My great-grandmother peacefully passed away on the morning of December 20th at her home in Taiwan. She had woken up for breakfast, taken a shower, and gotten dressed. It was a normal morning that usually culminated in her routine nap – unfortunately, this time, she did not wake.


It felt especially heartbreaking knowing that my family and I were scheduled to fly to Taiwan just two days later, with visiting her at the very top of our itinerary. Seeing her had always been a highlight of our annual trips. When my brother Andre and I were younger, we didn't fully grasp the weight of those visits – but as we grew older, we came to cherish that time more deeply, seeking it out with intention rather than taking it for granted.


Each time we entered her home, you could see a visible change in her expression. We could barely communicate due to my horrible Mandarin and her impaired hearing. So, we didn't and simply enjoyed our time in silence, her holding onto my hand for as long as she could.


She lived a life of 98 years, full of stories. The wife of a general in the KMT army, she fled China during the Chinese Civil War, leaving behind her husband and never seeing him again. She later rebuilt her life in Taiwan and is survived by three children, six grandchildren, and five great-grandchildren.


We attended the funeral on the 26th. It was my first one ever. I expected the sadness to come from the ritual itself – the speeches, the bowed heads – but it didn't. What undid me was seeing my grandmother cry for the first time.


She had always been unshakable to me – practical and grounded. She never let anything bother her. I'd always tease her by purposely speaking broken Chinese or obnoxious English Gen Z slang precisely because I knew she wouldn't understand. As a child, when my parents were busy with work, she'd be there to take care of my brother and me. She is truly the best grandmother any grandson can ask for.

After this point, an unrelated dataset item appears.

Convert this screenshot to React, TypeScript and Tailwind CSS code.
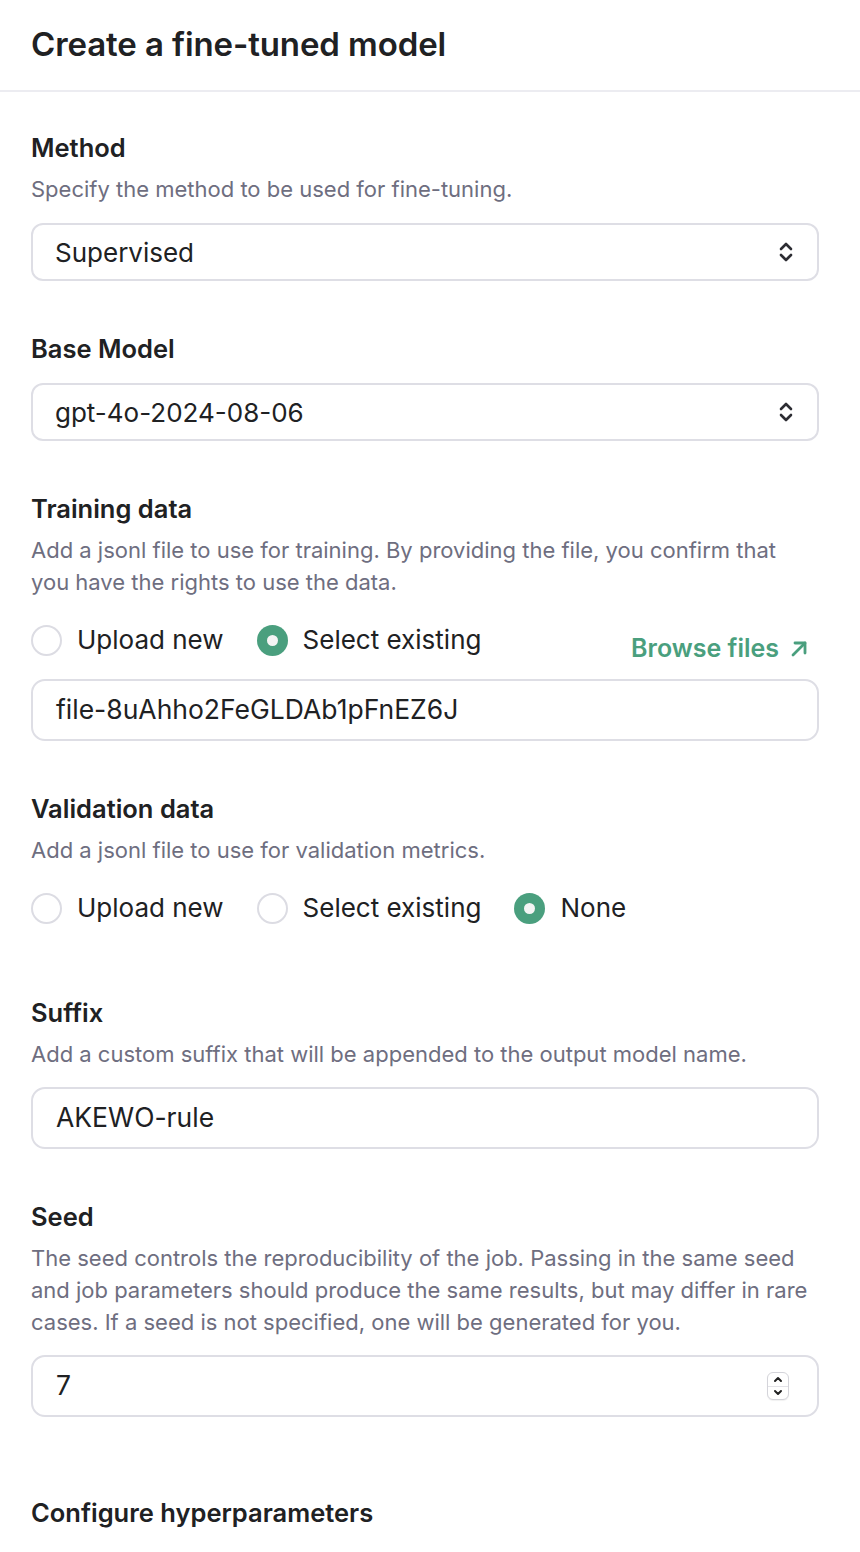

But that day, seeing her stand behind the podium, choking up at her own words, I didn't see a grandmother anymore. She was just a daughter who lost her mom.


My grandmother is 78. But time did not harden her into something untouchable, did not make her any less a child in the presence of her mother's absence. Grief stripped everything down to something elemental and undeniable. It made me realize that no matter how old we grow, no matter how many lives we build on top of the one we were given, we never outgrow the role of being someone's child. That tether does not loosen with decades or distance. It simply waits until it is pulled.


What remains is not the finality of death but the permanence of love. We spend our lives growing older, growing stronger, growing apart – but we never stop being held together by the people who made us. We never stop being someone's child.